Чем Лермонтов круче Пушкина — Гоголь объяснил одной фразой: с ним многие поспорят

Пока в кино идет новый фильм «Лермонтов», зрители вспоминают, каким был поэт на самом деле. Современники оставили о нем противоречивые воспоминания, но среди писателей нашелся тот, кто сумел увидеть в нем не просто поэта. Этим человеком был Николай Гоголь.

Они встретились только однажды
Лермонтов и Гоголь жили в одну эпоху, знали друг о друге и даже однажды пересеклись лично. Это произошло 9 мая 1840 года в Москве, когда Михаил Погодин устроил званый обед в честь именин Гоголя. Среди гостей были Вяземский, Тургенев, Орлов, актер Щепкин — и молодой поэт Михаил Лермонтов, уже тогда известный не только «Демоном» и «Смертью поэта», но и своими дерзкими выходками.
По воспоминаниям современников, после обеда Лермонтов прочитал отрывок из новой поэмы — сцену боя мальчика с барсом из «Мцыри». Читал, говорят, вдохновенно, и слушатели были поражены. Константин Аксаков писал, что Лермонтов «сделал на всех самое приятное впечатление».

На следующий день они встретились снова — на вечере у Екатерины Свербеевой. Тургенев отмечал в дневнике, что разговор Гоголя и Лермонтова продолжался почти до двух часов ночи. О чем говорили два писателя — неизвестно, но это была их последняя встреча.
«Гоголь не верил смерти Лермонтова»
Через год после той московской встречи Лермонтов погиб на дуэли. Когда Гоголь услышал эту новость, он отказался верить. Его современник Николай Огарев писал жене:
«Гоголь не верит смерти Лермонтова, ибо дуэль давно известна и известно, что никто в ней не погиб. Слава Богу, если так!»
Но надежда оказалась напрасной. И только спустя несколько лет Гоголь решился высказаться о нем открыто — в книге «Выбранные места из переписки с друзьями» (1847).
Круче Пушкина в одном
Гоголь писал, что со смертью Пушкина «остановилось движение поэзии нашей вперед» и что все новые поэты остаются «в заколдованном круге» его гармонии. Из этого круга, по его мнению, смог вырваться лишь один человек — Лермонтов.
«Со смертью Пушкина остановилось движенье поэзии нашей вперед. Это, однако же, не значит, чтобы дух ее угаснул; напротив, он, как гроза, невидимо накопляется вдали; самая сухость и духота в воздухе возвещают его приближение. Уже явились и теперь люди не без талантов. Но еще все находится под сильным влиянием гармонических звуков Пушкина; еще никто не может вырваться из этого заколдованного, им очертанного круга и показать собственные силы. Еще даже не слышит никто, что вокруг его настало другое время, образовались стихии новой жизни и раздаются вопросы, которые дотоле не раздавались; а потому ни в ком из них еще нет самоцветности. Их даже не следует называть по именам, кроме одного Лермонтова, который себя выставил вперед больше других и которого уже нет на свете».

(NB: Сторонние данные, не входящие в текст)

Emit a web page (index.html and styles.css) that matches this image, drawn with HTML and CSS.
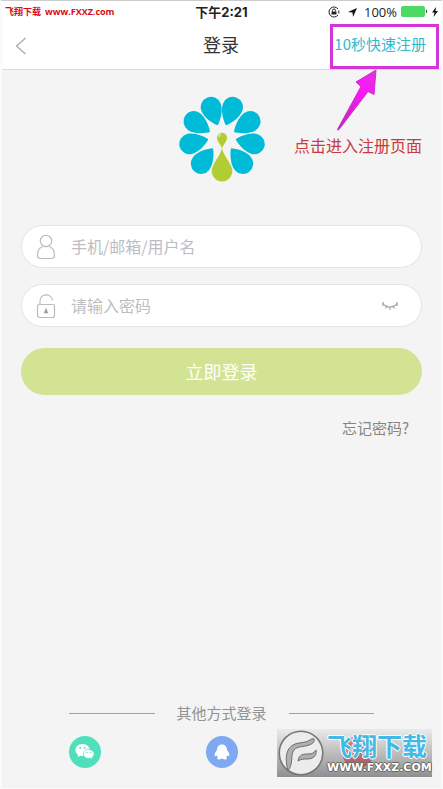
FILE: index.html
```html
<!DOCTYPE html>
<html lang="zh-CN">
<head>
<meta charset="utf-8">
<meta name="viewport" content="width=device-width, initial-scale=1">
<title>登录</title>
<link rel="stylesheet" href="styles.css">
</head>
<body>
<div class="screen">
  <header class="top">
    <div class="status">
      <div class="site"><span class="site-name">飞翔下载</span> <span>www.FXXZ.com</span></div>
      <div class="time">下午2:21</div>
      <div class="indicators">
        <svg width="13" height="12" viewBox="0 0 13 12" fill="none" stroke="#222"><path d="M10 3A5 5 0 1 0 10 9M10.800 4.500v3"/><path d="M4.500 5.500V4.500a1.500 1.500 0 0 1 3 0v1"/><path d="M3.500 5.500h5v3h-5z" fill="#222" stroke="none"/></svg>
        <svg class="locate" width="9" height="9" viewBox="0 0 9 9"><path d="M9 0 5 9 4.500 4.500 0 4z" fill="#111"/></svg>
        <span class="percent">100%</span>
        <svg width="27" height="12" viewBox="0 0 27 12"><rect width="24" height="11" rx="2" fill="#4cd964"/><path d="M25 3.500q2 2 0 4z" fill="#222"/></svg>
        <svg width="6" height="10" viewBox="0 0 6 10"><path d="M4 0 0 5.500h2.500L1.500 10 6 4H3.500z" fill="#111"/></svg>
      </div>
    </div>
    <nav class="nav">
      <button class="back" type="button" aria-label="返回"><svg width="12" height="18" viewBox="0 0 12 18" fill="none" stroke="#a9a9a9" stroke-width="1.300"><path d="M10.500 1 1.500 9l9 8"/></svg></button>
      <h1 class="title">登录</h1>
      <div class="callout">
        <a class="register" href="#register">10秒快速注册</a>
        <div class="note">
          <svg class="arrow" width="42" height="62" viewBox="0 0 42 62"><defs><linearGradient id="pink" x1="1" y1="0" x2="0" y2="1"><stop offset="0" stop-color="#d834dc"/><stop offset=".35" stop-color="#ff16fa"/><stop offset="1" stop-color="#b32eaf"/></linearGradient></defs><path d="M40 1 20 13l5 4.500L2 59.500 1.500 61 3 60.500 32 22.500l6 3z" fill="url(#pink)" stroke="#d029cf"/></svg>
          <p class="note-text">点击进入注册页面</p>
        </div>
      </div>
    </nav>
  </header>

  <main class="main">
    <svg class="logo" width="86" height="86" viewBox="56 33 258 258" role="img" aria-label="标志">
      <defs><path id="drop" d="M0 0C-12 10-31 36-31 58a31 31 0 0 0 62 0C31 36 12 10 0 0z"/></defs>
      <g fill="#00bbd8">
        <use href="#drop" transform="translate(172 121) rotate(160)"/>
        <use href="#drop" transform="translate(197 121) rotate(-160)"/>
        <use href="#drop" transform="translate(149 141) rotate(123)"/>
        <use href="#drop" transform="translate(221 141) rotate(-123)"/>
        <use href="#drop" transform="translate(144 163) rotate(76)"/>
        <use href="#drop" transform="translate(226 163) rotate(-76)"/>
        <use href="#drop" transform="translate(158 190) rotate(38)"/>
        <use href="#drop" transform="translate(212 190) rotate(-38)"/>
      </g>
      <path d="M185 188C183 205 165 225 157 245a31 31 0 1 0 56 0C205 225 187 205 185 188zM185 194C185 180 170 172 170 158a15 15 0 0 1 30 0C200 172 185 180 185 194z" fill="#b2cd33"/>
      <path d="M174 158q-2-10 9-13-1 10-9 13z" fill="#dce79c"/>
    </svg>

    <form class="form">
      <label class="field">
        <svg width="20" height="26" viewBox="0 0 20 26" fill="none" stroke="#bcbcbc" stroke-width="1.200"><circle cx="10" cy="7" r="5.700"/><path d="M6.500 12.500C3 14 1.500 17 1.500 21.500q0 3 3 3h11q3 0 3-3c0-4.500-1.500-7.500-5-9"/></svg>
        <input type="text" placeholder="手机/邮箱/用户名" aria-label="手机/邮箱/用户名">
      </label>
      <div class="field">
        <svg width="20" height="26" viewBox="0 0 20 26" fill="none" stroke="#bcbcbc" stroke-width="1.200"><rect x="1.500" y="11.500" width="17" height="13" rx="2"/><path d="M4 11.500V8C4 0 15.500 0 16.500 7.500"/><path d="M10 15.500l1.700 4.500H8.300z" fill="#999" stroke="#999" stroke-width=".6"/></svg>
        <input type="password" placeholder="请输入密码" aria-label="请输入密码">
        <button class="eye" type="button" aria-label="显示密码"><svg width="18" height="10" viewBox="0 0 18 10" fill="none" stroke="#aaa" stroke-width="1.200"><path d="M1 2.500q8 7 16 0M2.500 1l-.8 4M5.500 5 4.500 7.500M9 6v3M12.500 5l1 2.500M15.500 1l.8 4"/></svg></button>
      </div>
      <button class="submit" type="submit">立即登录</button>
      <a class="forgot" href="#forgot">忘记密码?</a>
    </form>
  </main>

  <footer class="others">
    <div class="divider"><span>其他方式登录</span></div>
    <div class="socials">
      <button class="social wechat" type="button" aria-label="微信"><svg width="20" height="18" viewBox="0 0 20 18"><path d="M7.500 1C3 1 .500 4 .500 7c0 2 1 3.500 2.500 4.700L2.500 14l2.700-1.300q1.500.4 3 .3A5.800 5.800 0 0 1 14.500 6C14 3 11 1 7.500 1z" fill="#fff"/><path d="M13.500 6.500c-3 0-5.200 2-5.200 4.300 0 2.500 2.300 4.500 5.200 4.500q1 0 2-.3l2.200 1.200-.6-2c1.300-1 2-2 2-3.400 0-2.300-2.600-4.300-5.600-4.300z" fill="#fff" stroke="#4fdfba" stroke-width=".5"/><g fill="#4fdfba"><circle cx="5.200" cy="5" r=".9"/><circle cx="9.800" cy="5" r=".9"/><circle cx="12" cy="9.500" r=".7"/><circle cx="15.500" cy="9.500" r=".7"/></g></svg></button>
      <button class="social qq" type="button" aria-label="QQ"><svg width="16" height="16" viewBox="0 0 16 16"><path d="M8 .500C4.500.500 3 3 3 6 1.500 8 .500 9.500.700 12q.6.800 1.800-.8.500 1.200 1.300 2-1.500 1 0 2 2.200.6 4.200-.6 2 1.200 4.200.6 1.500-1 0-2 .8-.8 1.300-2 1.200 1.600 1.800.8C15.500 9.500 14.500 8 13 6c0-3-1.500-5.500-5-5.500z" fill="#fff"/></svg></button>
      <button class="social weibo" type="button" aria-label="微博"></button>
    </div>
    <div class="watermark">
      <svg width="46" height="46" viewBox="0 0 46 46"><circle cx="23" cy="23" r="21.800" fill="#ececec" stroke="#777" stroke-width="1.600"/><path d="M10 41C7 29 7 18 17 14c6-2 11-1 15-4q2-2 4-1c1 3-2 5-5 6-5 2-12 1-15 5-4 5 0 12-6 21z" fill="#b0b0b0" stroke="#6c6c6c"/><path d="M20 31c1-7 6-7 10-7s6-1 8-4c1 6-3 9-9 9-3 0-6 0-9 2z" fill="#b0b0b0" stroke="#6c6c6c"/></svg>
      <div class="wm-text"><span class="wm-name">飞翔下载</span><span class="wm-url">WWW.FXXZ.COM</span></div>
    </div>
  </footer>
</div>
</body>
</html>
```

FILE: styles.css
```css
* { box-sizing: border-box; }

body {
  margin: 0;
  background: #fff;
  font-family: "Noto Sans CJK SC", sans-serif;
  color: #333;
}

button {
  padding: 0;
  border: 0;
  background: none;
  font: inherit;
}

a { text-decoration: none; }
svg { display: block; flex: none; }

.screen {
  display: flex;
  flex-direction: column;
  min-height: 100vh;
  border: 1px solid #fafafa;
  border-top-color: #ccc;
  border-width: 1px 2px;
  background: #f4f4f4;
}

.top {
  background: #fff;
  border-bottom: 1px solid #dedede;
}

.status,
.nav {
  display: grid;
  grid-template-columns: minmax(0, 1fr) auto minmax(0, 1fr);
  align-items: center;
}

.status {
  height: 22px;
  padding: 0 3px;
}

.site {
  display: flex;
  gap: 4px;
  color: #d90b10;
  font: bold 9px/16px "Open Sans", "Noto Sans CJK SC", sans-serif;
  white-space: nowrap;
}

.time {
  font: bold 13px/18px Inter, "Noto Sans CJK SC", sans-serif;
  color: #222;
}

.indicators {
  display: flex;
  align-items: center;
  justify-content: flex-end;
  gap: 4px;
}

.locate { margin: 0 3px; }

.percent {
  font: 13px/18px "Open Sans", sans-serif;
  color: #222;
}

.nav {
  height: 46px;
  padding: 0 2px 0 13px;
}

.back {
  display: flex;
  align-items: center;
  width: 24px;
  height: 40px;
}

.title {
  margin: 0;
  padding: 0 12px 4px 0;
  font-size: 18px;
  line-height: 24px;
  font-weight: 400;
}

.callout {
  position: relative;
  justify-self: end;
}

.register {
  display: block;
  padding: 6px 10px 11px 1px;
  border: 3px solid #d534d8;
  color: #32b9cb;
  font-size: 15px;
  line-height: 22px;
  white-space: nowrap;
}

.note {
  position: absolute;
  top: 100%;
  right: 17px;
}

.arrow { margin-left: 42px; }

.note-text {
  margin: 4px 0 0;
  color: #c63c3c;
  font-size: 16px;
  line-height: 20px;
  white-space: nowrap;
}

.main {
  flex: 1;
  padding: 26px 19px 0;
}

.logo { margin: 0 auto; }

.form {
  display: flex;
  flex-direction: column;
  gap: 16px;
  margin-top: 43px;
}

.field {
  display: flex;
  align-items: center;
  gap: 15px;
  height: 43px;
  padding: 0 22px 0 14px;
  border: 1px solid #e4e4e4;
  border-radius: 22px;
  background: #fff;
}

.field input {
  flex: 1;
  min-width: 0;
  padding: 0 0 2px;
  border: 0;
  outline: 0;
  background: none;
  color: #333;
  font: 16px/24px "Noto Sans CJK SC", sans-serif;
}

.field input::placeholder { color: #bdbdc1; opacity: 1; }

.submit {
  height: 47px;
  margin-top: 5px;
  padding-bottom: 2px;
  border-radius: 24px;
  background: #d2e394;
  color: #fff;
  font-size: 18px;
}

.forgot {
  align-self: flex-end;
  margin-right: 13px;
  color: #858585;
  font-size: 15px;
  line-height: 34px;
}

.others {
  position: relative;
  padding: 0 67px 20px;
}

.divider {
  display: flex;
  align-items: center;
  gap: 22px;
  color: #929292;
  font-size: 15px;
  line-height: 22px;
  white-space: nowrap;
}

.divider::before,
.divider::after {
  content: "";
  flex: 1;
  height: 1px;
  background: #a0a0a0;
}

.socials {
  display: flex;
  justify-content: space-between;
  margin-top: 12px;
}

.social {
  display: flex;
  align-items: center;
  justify-content: center;
  width: 32px;
  height: 32px;
  border-radius: 50%;
}

.wechat { background: #4fdfba; }
.qq { background: #7fa8f3; }
.weibo { background: #f0404c; }

.watermark {
  position: absolute;
  right: 9px;
  bottom: 11px;
  display: flex;
  align-items: center;
  gap: 3px;
  width: 155px;
  height: 48px;
  padding-left: 1px;
  background: linear-gradient(rgba(225, 225, 225, .5), rgba(90, 90, 90, .65));
}

.wm-text {
  display: flex;
  flex-direction: column;
  white-space: nowrap;
}

.wm-name {
  color: #43b9e5;
  font-size: 25px;
  line-height: 30px;
  font-weight: 700;
  text-shadow: 1px 0 #fff, -1px 0 #fff, 0 1px #fff, 0 -1px #fff;
}

.wm-url {
  color: #fff;
  font: bold 11px/16px "DejaVu Sans", sans-serif;
  text-shadow: 1px 0 #666, -1px 0 #666, 0 1px #666, 0 -1px #666;
}
```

Однако оценка Гоголя была неожиданной. Он признавал, что в поэзии Лермонтов не успел найти себя:
«Ни одно стихотворение не выносилось в нем, не возлелеялось чадолюбно и заботливо, не устоялось и не сосредоточилось в себе самом; самый стих не получил еще своей собственной твердой личности и бледно напоминает то стих Жуковского, то Пушкина; повсюду — излишество и многоречие».
Но при этом делал неожиданное признание:
«В его сочинениях прозаических гораздо больше достоинства. Никто еще не писал у нас такой правильной, прекрасной и благоуханной прозой».

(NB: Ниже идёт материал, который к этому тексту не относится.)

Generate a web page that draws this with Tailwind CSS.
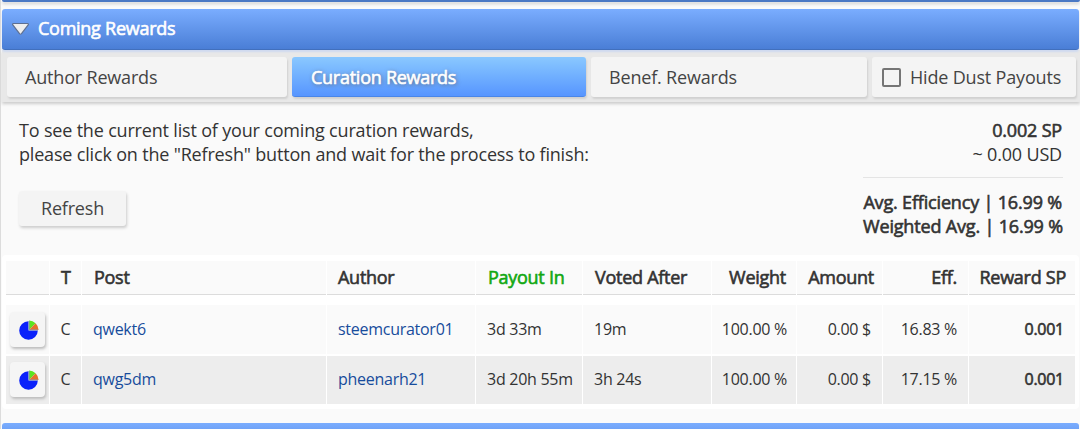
<!DOCTYPE html>
<html lang="en">
<head>
<meta charset="utf-8">
<title>Coming Rewards</title>
<script src="https://cdn.jsdelivr.net/npm/@tailwindcss/browser@4"></script>
</head>
<body class="w-[1080px] h-[429px] overflow-hidden bg-[#fafafa] font-['Open_Sans','Noto_Sans',sans-serif] text-[18px] tracking-[-0.18px] leading-6 text-[#333]">
<div class="flex h-[429px] flex-col border-l border-[#dcdcdc] pl-px">
  <div class="h-0.5 shrink-0 rounded-b-[3px] bg-[#4a78c4] shadow-[0_2px_3px_#ccc]"></div>
  <header class="mt-[7px] mr-px flex h-[41px] shrink-0 items-center rounded-[3px] border-b border-[#4270bd] bg-linear-to-b from-[#7aadff] to-[#4a7ed6] pl-[9px] shadow-[0_2px_2px_#cfdaf0] relative">
    <svg class="h-[14px] w-[19px]" viewBox="0 0 19 14"><path d="M2.5 1.5H16.5Q18 1.8 17 3.2L10.5 11.7Q9.5 12.8 8.5 11.7L2 3.2Q1 1.8 2.5 1.5Z" fill="#eee" stroke="#5d6f91" stroke-width="1.2"/></svg>
    <h1 class="ml-2 pb-[3px] tracking-[-0.26px] text-white [-webkit-text-stroke:0.6px_white]">Coming Rewards</h1>
  </header>
  <nav class="flex h-[52px] shrink-0 gap-[5px] bg-[#e8e8e8] pt-[7px] pl-[5px] shadow-[0_2px_3px_#ccc]">
    <div class="h-10 w-[280px] rounded-[3px] bg-[#f4f4f4] pl-[18px] leading-10 text-[#444] shadow-[1px_2px_2px_#d0d0d0]">Author Rewards</div>
    <div class="h-10 w-[294px] rounded-[3px] border-b border-[#4a86e8] bg-linear-to-b from-[#8ac8ff] to-[#5795ff] pl-[19px] leading-10 tracking-[-0.26px] text-white [-webkit-text-stroke:0.6px_white] [text-shadow:1px_1px_4px_#666] shadow-[1px_2px_2px_#d0d0d0]">Curation Rewards</div>
    <div class="h-10 w-[276px] rounded-[3px] bg-[#f4f4f4] pl-[18px] leading-10 text-[#444] shadow-[1px_2px_2px_#d0d0d0]">Benef. Rewards</div>
    <label class="flex h-10 w-[204px] items-center rounded-[3px] bg-[#f4f4f4] pl-[10px] text-[#444] shadow-[1px_2px_2px_#d0d0d0]"><span class="mt-px mr-[9px] size-[19px] rounded-[2px] border-2 border-[#757575]"></span>Hide Dust Payouts</label>
  </nav>
  <section class="flex h-[153px] shrink-0 justify-between pt-[16px] pr-[17px] pl-[17px]">
    <div>
      <p class="whitespace-nowrap">To see the current list of your coming curation rewards,<br>please click on the "Refresh" button and wait for the process to finish:</p>
      <button class="mt-[25px] block h-[35px] w-[107px] rounded-[3px] bg-[#f4f4f4] pb-0.5 tracking-[-0.18px] text-[#444] shadow-[1px_2px_3px_#ccc]">Refresh</button>
    </div>
    <div class="w-[200px] whitespace-nowrap text-right">
      <p class="pr-px [-webkit-text-stroke:0.6px_#333]">0.002 SP</p>
      <p class="pr-px">~ 0.00 USD</p>
      <p class="mt-[11px] border-t border-[#e4e4e4] pt-[12px] pr-px tracking-[-0.17px] [-webkit-text-stroke:0.6px_#333]">Avg. Efficiency | 16.99 %<br>Weighted Avg. | 16.99 %</p>
    </div>
  </section>
  <main class="mr-px h-[154px] shrink-0 rounded-[4px] bg-white pt-[6px] pl-1 tracking-[-0.27px]">
    <div class="grid h-[34px] grid-cols-[43px_31px_244px_148px_106px_128px_84px_85px_85px_106px] gap-px leading-[32px] whitespace-nowrap [-webkit-text-stroke:0.6px] *:border-b *:border-[#dcdcdc] *:bg-[#fafafa]">
      <div></div><div class="pl-[11px]">T</div><div class="pl-[12px]">Post</div><div class="pl-[11px]">Author</div><div class="pl-[12px] text-[#12a812]">Payout In</div><div class="pl-[12px]">Voted After</div><div class="pr-[10px] text-right">Weight</div><div class="pr-[8px] text-right">Amount</div><div class="pr-[11px] text-right">Eff.</div><div class="pr-[9px] text-right">Reward SP</div>
    </div>
    <div class="mt-[10px] grid h-[49px] grid-cols-[43px_31px_244px_148px_106px_128px_84px_85px_85px_106px] gap-px text-[16px] leading-[48px] whitespace-nowrap *:bg-[#fafafa]">
      <div class="pt-[7px] pl-1"><div class="flex size-[35px] items-center justify-center rounded-[4px] bg-[#f5f5f5] pl-0.5 shadow-[1px_2px_3px_#bbb]"><svg class="size-5" viewBox="0 0 20 20"><path d="M9.5 10.5V1.2A9.3 9.3 0 1 0 18.8 10.5Z" fill="#0b22fa"/><path d="M10 10V.4A9.6 9.6 0 0 1 16.6 3.2Z" fill="#5be421"/><path d="M10 10L16.6 3.2A9.6 9.6 0 0 1 19.6 10Z" fill="#e5702c"/><path d="M10 1V10H19" fill="none" stroke="#8495b5"/></svg></div></div>
      <div class="pl-[10.5px]">C</div><div class="pl-[11px] text-[#174c9c]">qwekt6</div><div class="pl-[11px] text-[#174c9c]">steemcurator01</div><div class="pl-[11px]">3d 33m</div><div class="pl-[11px]">19m</div><div class="pr-[9px] text-right">100.00 %</div><div class="pr-[11px] text-right">0.00 $</div><div class="pr-[11px] text-right">16.83 %</div><div class="pr-[11px] text-right [-webkit-text-stroke:0.6px]">0.001</div>
    </div>
    <div class="mt-[2px] grid h-[48px] grid-cols-[43px_31px_244px_148px_106px_128px_84px_85px_85px_106px] gap-px text-[16px] leading-[46px] whitespace-nowrap *:bg-[#ededed]">
      <div class="pt-[6px] pl-1"><div class="flex size-[35px] items-center justify-center rounded-[4px] bg-[#f5f5f5] pl-0.5 shadow-[1px_2px_3px_#bbb]"><svg class="size-5" viewBox="0 0 20 20"><path d="M9.5 10.5V1.2A9.3 9.3 0 1 0 18.8 10.5Z" fill="#0b22fa"/><path d="M10 10V.4A9.6 9.6 0 0 1 16.6 3.2Z" fill="#5be421"/><path d="M10 10L16.6 3.2A9.6 9.6 0 0 1 19.6 10Z" fill="#e5702c"/><path d="M10 1V10H19" fill="none" stroke="#8495b5"/></svg></div></div>
      <div class="pl-[10.5px]">C</div><div class="pl-[11px] text-[#174c9c]">qwg5dm</div><div class="pl-[11px] text-[#174c9c]">pheenarh21</div><div class="pl-[11px]">3d 20h 55m</div><div class="pl-[11px]">3h 24s</div><div class="pr-[9px] text-right">100.00 %</div><div class="pr-[11px] text-right">0.00 $</div><div class="pr-[11px] text-right">17.15 %</div><div class="pr-[11px] text-right [-webkit-text-stroke:0.6px]">0.001</div>
    </div>
  </main>
  <div class="mt-[14px] mr-px h-[6px] shrink-0 rounded-t-[3px] bg-linear-to-b from-[#7aadff] to-[#70a3f7]"></div>
</div>
</body>
</html>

Гоголь называл Лермонтова «будущим великим живописцем русского быта» — человеком, который сумел увидеть реальную жизнь и внутренний мир человека глубже, чем кто-либо до него.
Подводя итоги, Гоголь сказал о Лермонтове одно: в стихах он еще повторял Пушкина, но в прозе — превзошел всех. И именно эта мысль остается одной из самых спорных оценок в русской критике до сих пор.